Daryl Impey is still trying to get to grips with his new status as one of the top road cyclists in the world.
“It’s still hard to believe,” the South African star said today.
He is now first on the latest World Tour list and 70th in the world individual road rankings.
All eyes will be on him when he competes in the Cadel Evans Great Ocean Race in Australia this weekend.
Winning the Tour Down Under after wearing the yellow jersey in 2013’s Tour de France will have boosted his confidence but also landed him with a heavy load.
“It’s always harder to deliver when there are expectations. It’s easier to perform when there’s less pressure,” he said from Australia today.
“I always believed I had it in me to lead and win big races, but this has been an eye-opener.”
Impey, who rides for Mitchelton-Scott, became the first South African to win the Tour Down Under, setting a time of 20:03:34 for the 810km, six-stage race.
“Leading the team was something rare for me,” Impey told In the Bunch. “It was a high-pressure race for the team. To be able to deliver on those high expectations was a huge step up in my career.
“It was a massive relief [to win] and I’m excited about the rest of the season.
“Many people, including me, thought it was asking too much of me to win. To push past my own expectations was very satisfying.”
Impey had gone into the tour “lying low”. It was reported that the team’s objective was to back Australian Caleb Ewan for the sprints.
“We fell short on a few stages and made a couple of tactical errors, which was a bit frustrating,” he said.
“I chipped away and managed to get second places in Stirling (stage two) and Norwood (stage four). I then realised I had a chance in Willunga (stage five).
“I decided to not follow Richie Porte and to do what I’m good at. I left some in the tank for the final stretch.
“When I came around the last corner and saw I had a lead of a few seconds I gave it my all. It was good enough to come second again, behind Porte.”
That performance enabled Impey to take the overall lead on bonus seconds.

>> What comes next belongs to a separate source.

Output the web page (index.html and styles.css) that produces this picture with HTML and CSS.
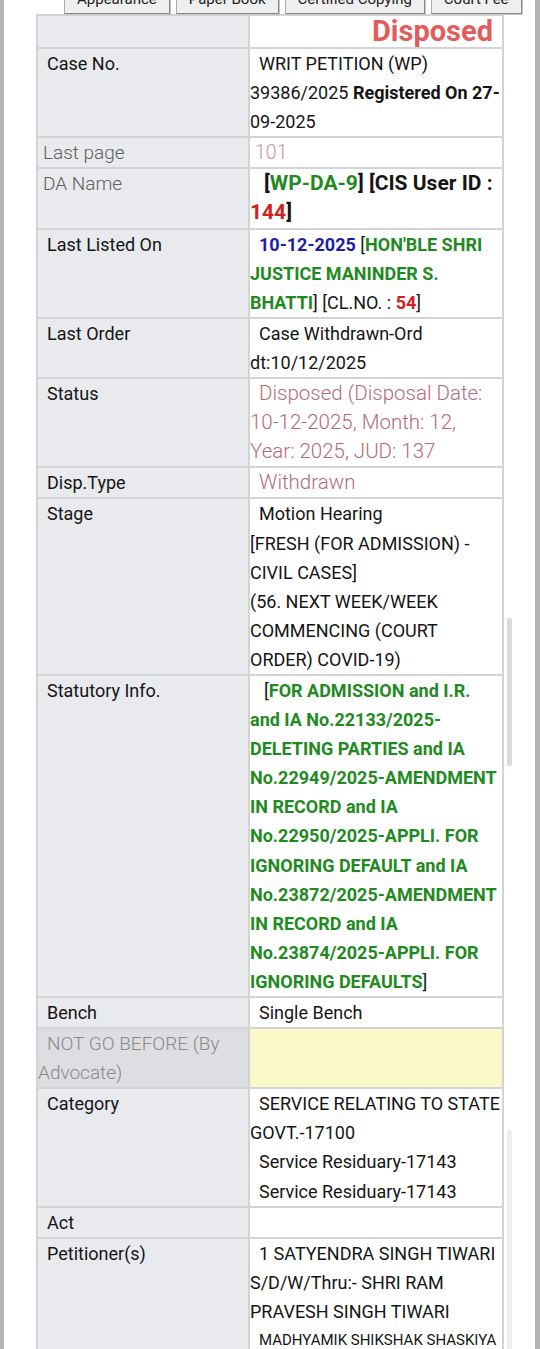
FILE: index.html
```html
<!DOCTYPE html>
<html lang="en">
<head>
<meta charset="utf-8">
<title>Case Status</title>
<link rel="stylesheet" href="styles.css">
</head>
<body>
<div class="screen">
  <div class="tabs">
    <button class="tab">Appearance</button>
    <button class="tab">Paper Book</button>
    <button class="tab">Certified Copying</button>
    <button class="tab">Court Fee</button>
  </div>
  <table class="case">
    <colgroup><col class="c-label"><col class="c-value"></colgroup>
    <tr class="head-row"><td class="lbl"></td><td class="val status-head">Disposed</td></tr>
    <tr><td class="lbl">Case No.</td><td class="val">WRIT PETITION (WP)<br>39386/2025 <b>Registered On 27-</b><br>09-2025</td></tr>
    <tr><td class="lbl light">Last page</td><td class="val pink small-indent">101</td></tr>
    <tr><td class="lbl light">DA Name</td><td class="val da"><b>[<span class="green">WP-DA-9</span>] [CIS User ID :</b><br><b><span class="red">144</span>]</b></td></tr>
    <tr><td class="lbl">Last Listed On</td><td class="val"><b class="blue">10-12-2025</b> [<b class="green">HON'BLE SHRI</b><br><b class="green">JUSTICE MANINDER S.</b><br><b class="green">BHATTI</b>] [CL.NO. : <b class="red">54</b>]</td></tr>
    <tr><td class="lbl">Last Order</td><td class="val">Case Withdrawn-Ord<br>dt:10/12/2025</td></tr>
    <tr><td class="lbl">Status</td><td class="val pink-light">Disposed (Disposal Date:<br>10-12-2025, Month: 12,<br>Year: 2025, JUD: 137</td></tr>
    <tr><td class="lbl">Disp.Type</td><td class="val pink-light">Withdrawn</td></tr>
    <tr><td class="lbl">Stage</td><td class="val">Motion Hearing<br>[FRESH (FOR ADMISSION) -<br>CIVIL CASES]<br>(56. NEXT WEEK/WEEK<br>COMMENCING (COURT<br>ORDER) COVID-19)</td></tr>
    <tr><td class="lbl">Statutory Info.</td><td class="val wide-indent">[<b class="green">FOR ADMISSION and I.R.<br>and IA No.22133/2025-<br>DELETING PARTIES and IA<br>No.22949/2025-AMENDMENT<br>IN RECORD and IA<br>No.22950/2025-APPLI. FOR<br>IGNORING DEFAULT and IA<br>No.23872/2025-AMENDMENT<br>IN RECORD and IA<br>No.23874/2025-APPLI. FOR<br>IGNORING DEFAULTS</b>]</td></tr>
    <tr><td class="lbl">Bench</td><td class="val">Single Bench</td></tr>
    <tr class="ngb-row"><td class="lbl ngb">NOT GO BEFORE (By<br>Advocate)</td><td class="val ngb-val"></td></tr>
    <tr><td class="lbl">Category</td><td class="val"><div>SERVICE RELATING TO STATE<br>GOVT.-17100</div><div>Service Residuary-17143</div><div>Service Residuary-17143</div></td></tr>
    <tr><td class="lbl">Act</td><td class="val"></td></tr>
    <tr><td class="lbl">Petitioner(s)</td><td class="val"><div>1 SATYENDRA SINGH TIWARI<br>S/D/W/Thru:- SHRI RAM<br>PRAVESH SINGH TIWARI</div><div class="addr">MADHYAMIK SHIKSHAK SHASKIYA</div></td></tr>
  </table>
  <div class="scroll s1"></div>
  <div class="scroll s2"></div>
</div>
</body>
</html>
```
FILE: styles.css
```css
html, body {
  margin: 0;
  padding: 0;
  background: #fff;
}
body {
  font-family: Roboto, "Noto Sans", "Liberation Sans", sans-serif;
  font-size: 18px;
  color: #151515;
}
.screen {
  position: relative;
  width: 540px;
  height: 1349px;
  box-sizing: border-box;
  border-left: 4px solid #b4b4b4;
  border-right: 5px solid #b4b4b4;
  overflow: hidden;
}
.tabs {
  display: flex;
  gap: 6px;
  height: 30px;
  margin: -16px 0 0 60px;
}
.tab {
  flex: none;
  height: 30px;
  padding: 0 12px;
  font: 15px Roboto, "Noto Sans", sans-serif;
  color: #222;
  background: #efefef;
  border: 1px solid #ababab;
  border-right-color: #8a8a8a;
  border-bottom-color: #8a8a8a;
  box-shadow: 1px 1px 0 #c4c4c4;
  white-space: nowrap;
}
.case {
  margin-left: 32px;
  border-collapse: collapse;
  table-layout: fixed;
  width: 466px;
}
.c-label { width: 212px; }
.c-value { width: 254px; }
.case td {
  border: 2px solid #d2d3d5;
  padding: 0;
  vertical-align: top;
  line-height: 29.1px;
  white-space: nowrap;
}
.lbl {
  background: #e8eaed;
  text-indent: 9px;
}
.val {
  background: #fff;
  text-indent: 9px;
}
.lbl.light {
  font-size: 19px;
  font-weight: 300;
  color: #5e5e5e;
  text-indent: 5px;
}
.status-head {
  height: 31px;
  line-height: 30px !important;
  text-align: right;
  padding-right: 9px !important;
  font-size: 29px;
  font-weight: 700;
  color: #e35c5c;
}
.small-indent { text-indent: 5px; }
.wide-indent { text-indent: 14px; }
.da {
  font-size: 21px;
  text-indent: 14px;
}
.pink { color: #c2959d; font-weight: 300; font-size: 19.5px; }
.pink-light { color: #b56a7c; font-weight: 300; font-size: 20.5px; }
.green { color: #1f8a1f; }
.red { color: #d52020; }
.blue { color: #1d1da8; }
b { font-weight: 700; }
.ngb {
  background: #dcdee1;
  color: #8a8a8a;
  font-weight: 300;
  font-size: 19px;
}
.ngb-val { background: #fbf9c9; }
.addr {
  font-size: 15px;
}
.scroll {
  position: absolute;
  left: 503px;
  width: 5px;
  border-radius: 2px;
}
.s1 { top: 618px; height: 148px; background: #dadada; }
.s2 { top: 1130px; height: 230px; background: #ececec; }
```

“The margins were very narrow,” he said today. “Doing the lead-outs for Caleb gave me good finishing positions on every stage,” said Impey, who had also spoken out about the importance of still winning in South Africa just two months ago.
“It was fantastic to watch him grow on the tour. It was his first World Tour event and he showed a lot of guts,” Impey said.
“He has shown a lot of guys in South Africa what can be achieved.”